Bongani Ndlovu, Showbiz Correspondent
MUSICIANS said while they applaud the return of the Zimbabwe Music Awards (Zima) after a three-year absence, the organisers should improve on their cash prizes.
Zima will be held next year and nominations can be submitted between November 11 and December 31 this year. The awards show that was last held in 2016 will be held on January 25 and is dubbed “Zima2020”.
The artistes said they want to be paid meaningful cash prizes that can change their lives and not the pittance they were paid in the past. They said some of them are yet to be presented their awards for 2016.
Songbird Nomathamsanqa Nkwali Mkhwananzi who won an award for best acapella album in 2016, said she is yet to be presented with the award.
She said the 2016 event was a nightmare for her because of the bungling by organisers who did not only fail to present her with the ward but had not organised accommodation for her.
“While such awards to recognise artists are welcome, it is important for organisers to be professional in their conduct. I had a bad experience with the last Zima because DJ Skaiva and me won awards but we are yet to receive the awards,” said Nkwali.
Novuyo Seagirl said artistes want meaningful cash prizes and not the little which was given in the past.
“We want these awards to be life changing for artists. When I’m talking money, I mean really good money that can help you change your career just like in other countries. You hear that so and so received an award plus US$200 000,” she said.

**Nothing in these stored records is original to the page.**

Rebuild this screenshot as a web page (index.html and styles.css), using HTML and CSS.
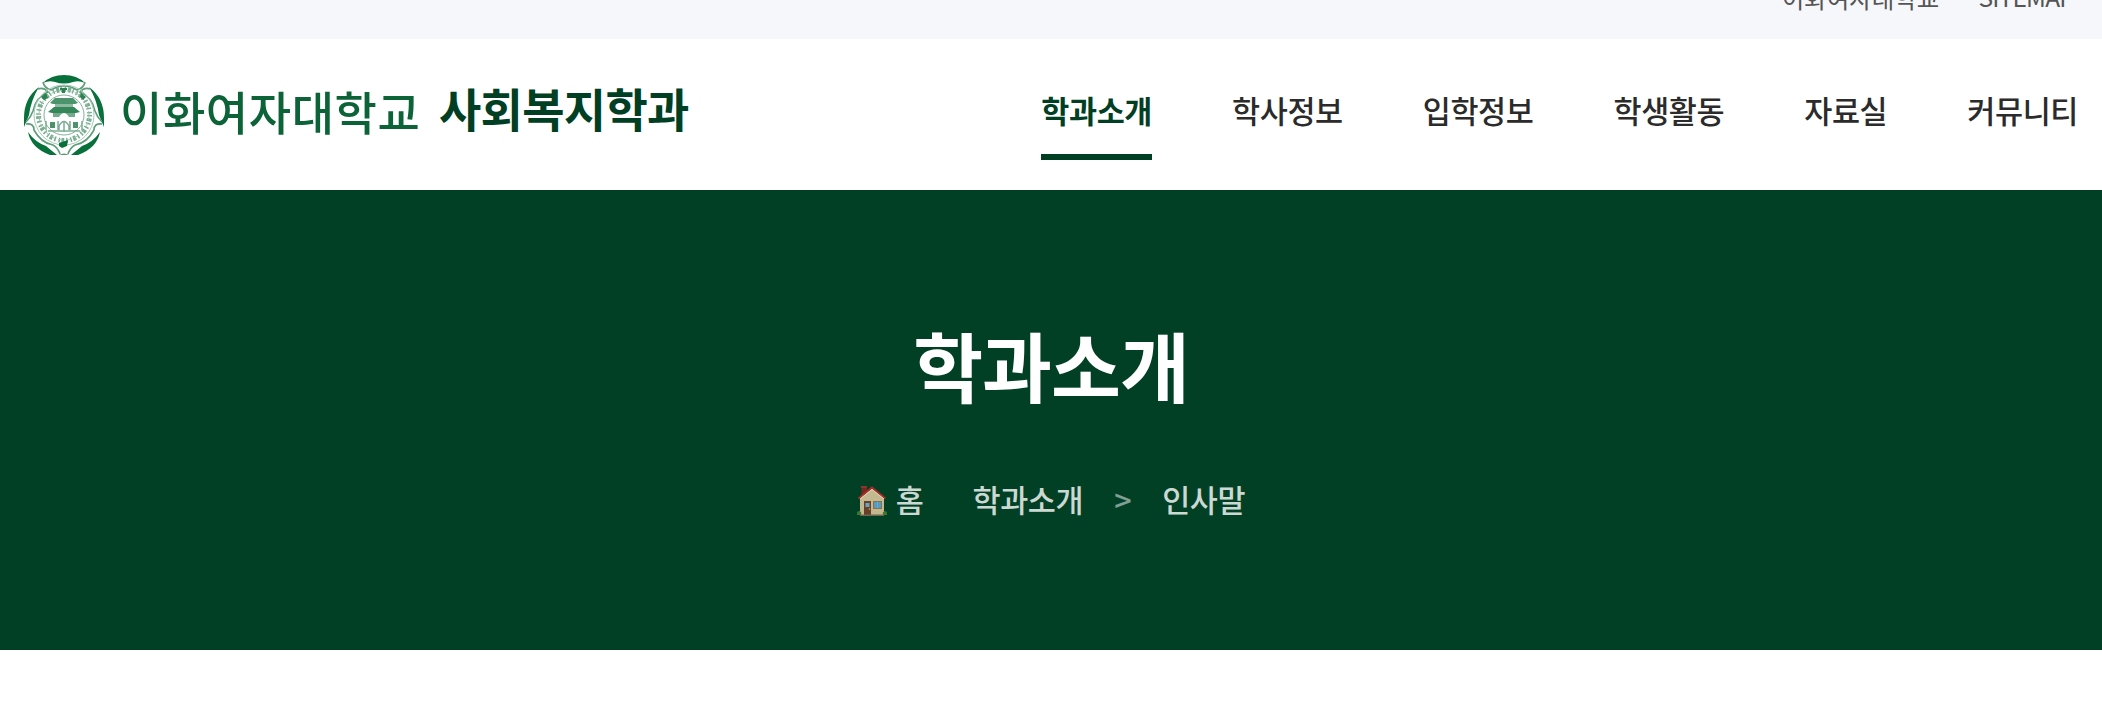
FILE: index.html
```html
<!DOCTYPE html>
<html lang="ko">
<head>
<meta charset="utf-8">
<title>학과소개 - 이화여자대학교 사회복지학과</title>
<link rel="stylesheet" href="styles.css">
</head>
<body>
<div class="topbar"><a class="top-link">이화여자대학교</a><a class="top-link">SITEMAP</a></div>
<header class="header">
  <div class="brand">
    <svg class="emblem" viewBox="0 0 80 80" fill="none">
      <path d="M19 8Q27 0 40 0Q53 0 61 8Q55 5 49 7Q40 10 31 7Q25 5 19 8Z" fill="#08703a"/>
      <path d="M15 12Q0 23 0 43V52Q3 45 5 40Q7 25 15 12ZM65 12Q80 23 80 43V52Q77 45 75 40Q73 25 65 12Z" fill="#08703a"/>
      <path d="M4 57Q7 73 26 80H33Q28 76 22 71Q11 67 4 57ZM76 57Q73 73 54 80H47Q52 76 58 71Q69 67 76 57Z" fill="#08703a"/>
      <g stroke="#5d9d79" stroke-width="1.600">
        <path d="M19 7Q20 13 27 15Q40 7 53 15Q60 13 61 7"/>
        <path d="M14 14Q20 12 24 17Q12 22 9 36Q7 42 2 47"/>
        <path d="M66 14Q60 12 56 17Q68 22 71 36Q73 42 78 47"/>
        <path d="M2 49Q10 48 10 55Q17 68 29 70Q34 73 36 79"/>
        <path d="M78 49Q70 48 70 55Q63 68 51 70Q46 73 44 79"/>
      </g>
      <path d="M35 80Q40 77 45 80Z" fill="#5a9a76"/>
      <circle cx="40" cy="40" r="20" stroke="#82b498" stroke-width="1"/>
      <circle cx="40" cy="40" r="30" stroke="#a5cab5" stroke-width="1"/>
      <circle cx="40" cy="40" r="25.500" stroke="#79ad90" stroke-width="5" stroke-dasharray="1.5 2 3 1.4 1.4 2.7"/>
      <circle cx="40" cy="40" r="25" stroke="#98c3aa" stroke-width="1" stroke-dasharray="5 3"/>
      <path d="M17 22L22 18L24 23L20 25ZM36 13H43V15H41V18H38V15H36ZM57 18L62 22L59 25L56 22Z" fill="#2c8052"/>
      <path d="M31 23H49L54 28L51 29H29L26 28Z" fill="#4c946c"/>
      <path d="M31 29H49V32H31Z" fill="#8dbaa0"/>
      <path d="M30 32H50L56 37L52 38H28L24 37Z" fill="#35875a"/>
      <path d="M29 38H51V42H45Q40 34 35 42H29Z" fill="#75aa8d"/>
      <path d="M26 47H31V53H26ZM49 47H54V53H49Z" fill="#4b946b"/>
      <path d="M22 46V55M34 46V55M46 46V55M58 46V55M35 55V51Q40 42 45 51V55M40 47V57M24 56H56" stroke="#7bae92" stroke-width="1.500"/>
      <path d="M35 68L44 65L43 71L38 73L35 71Z" fill="#08703a"/>
    </svg>
    <span class="university">이화여자대학교</span>
    <span class="department">사회복지학과</span>
  </div>
  <nav class="nav">
    <a class="nav-item active">학과소개</a>
    <a class="nav-item">학사정보</a>
    <a class="nav-item">입학정보</a>
    <a class="nav-item">학생활동</a>
    <a class="nav-item">자료실</a>
    <a class="nav-item">커뮤니티</a>
  </nav>
</header>
<main class="hero">
  <h1 class="title">학과소개</h1>
  <div class="crumbs">
    <svg class="house" viewBox="0 0 30 30">
      <path d="M4.500 0H10V10H4.500Z" fill="#76281f"/>
      <path d="M4 0H10V2H4Z" fill="#8c342a"/>
      <path d="M3 12L15 2L27 12V29H3Z" fill="#c3b991"/>
      <path d="M1.500 12.500L15 1.500L28.500 12.500" fill="none" stroke="#a72d29" stroke-width="2"/>
      <path d="M3 13L15 3.500L27 13" fill="none" stroke="#dfd4b0" stroke-width="1"/>
      <path d="M7 15H14V29H7Z" fill="#68402a"/>
      <path d="M8.500 17H12.500V21H8.500Z" fill="#62a7c9"/>
      <path d="M16 15H25V23H16Z" fill="#876f50"/>
      <path d="M17 16H24V22H17Z" fill="#5799c0"/>
      <path d="M20.500 16V22" stroke="#78afca" stroke-width=".7"/>
      <circle cx="12.500" cy="23" r=".8" fill="#cfae62"/>
      <path d="M0 28Q0 25 2.500 25Q5 26 4 29H0ZM26 29Q25 26 27.500 25Q30 25 30 28V29Z" fill="#41772e"/>
      <path d="M3 28.500H27V30H3Z" fill="#71664f"/>
    </svg>
    <span class="home">홈</span>
    <span class="crumb">학과소개</span>
    <span class="sep">&gt;</span>
    <span class="crumb">인사말</span>
  </div>
</main>
</body>
</html>
```
FILE: styles.css
```css
* { box-sizing: border-box; }
body {
  margin: 0;
  height: 704px;
  overflow: hidden;
  background: #fff;
  font-family: "Noto Sans CJK KR", sans-serif;
}
.topbar {
  height: 39px;
  padding-right: 28px;
  display: flex;
  justify-content: flex-end;
  align-items: flex-end;
  gap: 39px;
  overflow: hidden;
  background: #f6f7fa;
  color: #555;
  font-size: 24.5px;
  line-height: 40px;
}
.top-link { margin-bottom: 21px; }
.top-link:last-child { margin-bottom: 22px; letter-spacing: -0.8px; }
.header {
  height: 151px;
  padding: 0 24px;
  display: flex;
  justify-content: space-between;
  align-items: flex-start;
}
.brand { display: flex; align-items: flex-start; }
.emblem { width: 80px; height: 80px; margin-top: 36px; filter: blur(0.6px); }
.university {
  margin: 36px 0 0 16px;
  width: 319px;
  color: #0c6338;
  font-size: 46px;
  font-weight: 500;
  line-height: 70px;
  letter-spacing: 0.6px;
  white-space: nowrap;
  filter: blur(0.5px);
}
.department {
  color: #003f24;
  font-size: 46px;
  font-weight: 700;
  line-height: 70px;
  letter-spacing: -0.7px;
  margin-top: 33px;
}
.nav { display: flex; gap: 80px; }
.nav-item {
  height: 121px;
  padding-top: 47px;
  font-size: 30.5px;
  font-weight: 500;
  line-height: 48px;
  letter-spacing: -0.38px;
  color: #2b2b2b;
}
.active { color: #003f24; font-weight: 700; border-bottom: 6px solid #003f24; }
.hero {
  height: 460px;
  padding-top: 114px;
  display: flex;
  flex-direction: column;
  align-items: center;
  background: #024026;
}
.title {
  margin: 0;
  font-size: 76px;
  line-height: 120px;
  letter-spacing: -1px;
  font-weight: 700;
  color: #fff;
}
.crumbs {
  display: flex;
  align-items: flex-start;
  margin-top: 51px;
  color: #ccd9d3;
  font-size: 30.5px;
  font-weight: 500;
  line-height: 48px;
  letter-spacing: -0.4px;
}
.house { width: 30px; height: 30px; margin-top: 11px; }
.home { margin: 0 49px 0 9px; }
.sep { margin: 0 31px; color: #809f92; }
```
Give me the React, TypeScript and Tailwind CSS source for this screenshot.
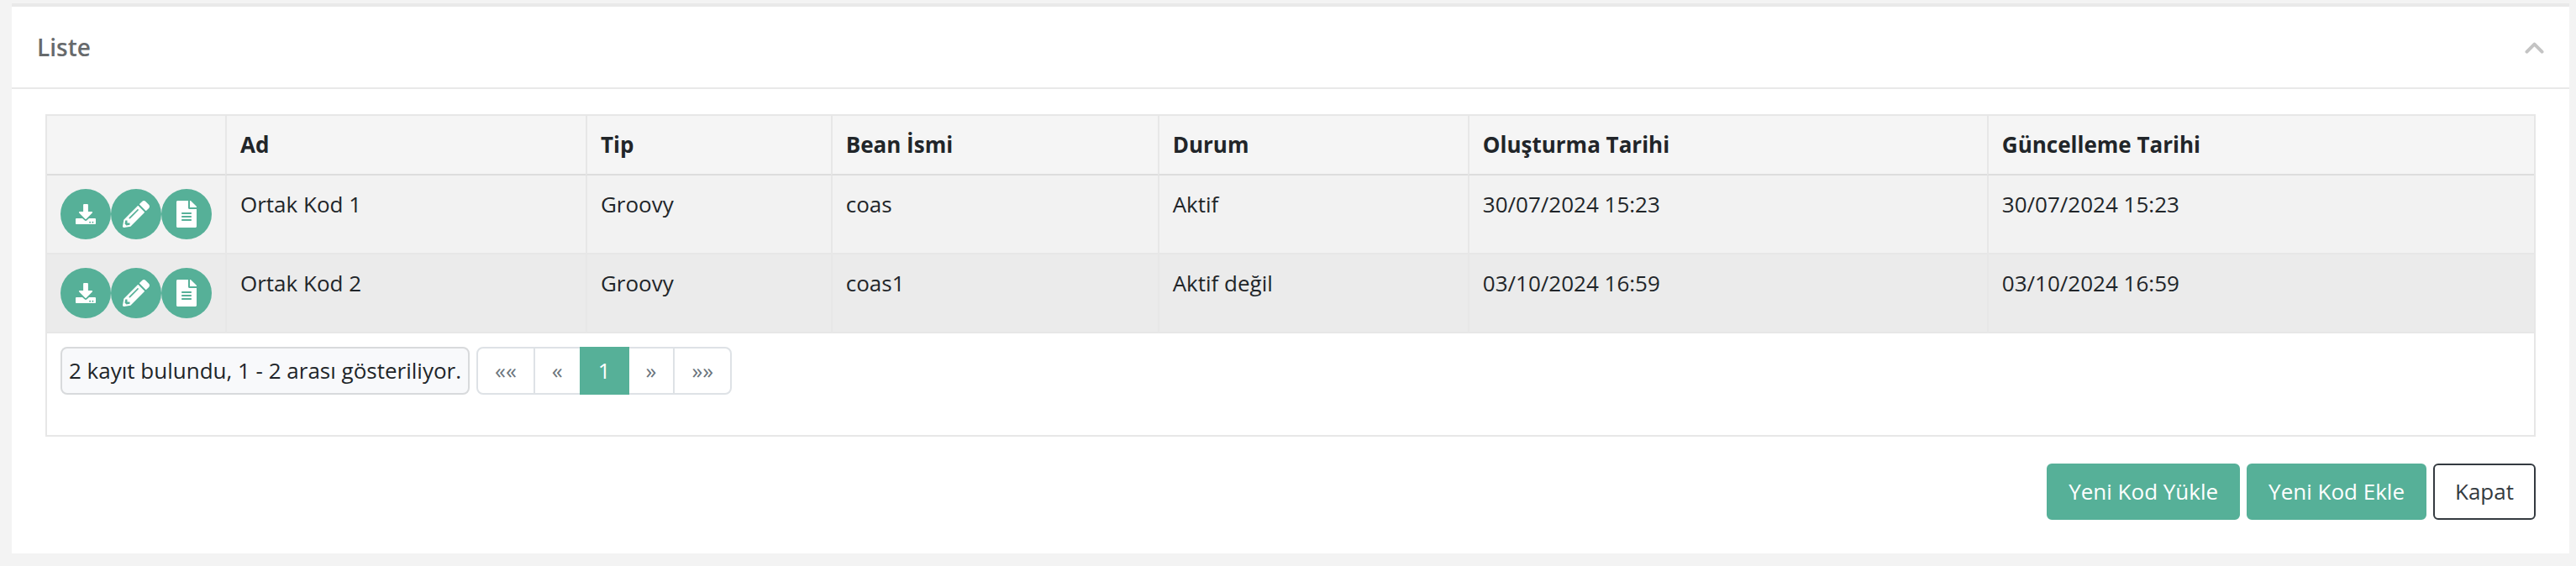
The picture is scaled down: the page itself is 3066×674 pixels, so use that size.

Seargirl said it was not good enough for winners to walk away with shields to display in their houses.
“When producing these albums, singles, music videos, we really work hard and we therefore deserve to be rewarded,” she said.
Imbube group Black Umfolosi founding member Tomeki Dube urged organisers to expand the competition categories.
“We are happy that the awards are back and we urge the organisers to expand competition categories. They could include categories such as life time achievement Award to honour artistes who have been in the industry for a long time and contributed to its growth,” said Dube.
Afro Jazz musician Jeys Marabini also said it was important for organisers to give attractive cash prizes.
“These awards should be attractive to artistes. The money that go with these awards should be a substantial so that the artiste can buy or do something tangible,” said Jeys.
Female dancer cum musician Sandra Ndebele said the Zimas were long overdue.
“I’m glad that the awards are back and I hope this time they are bigger and better than in the past,” said Ndebele.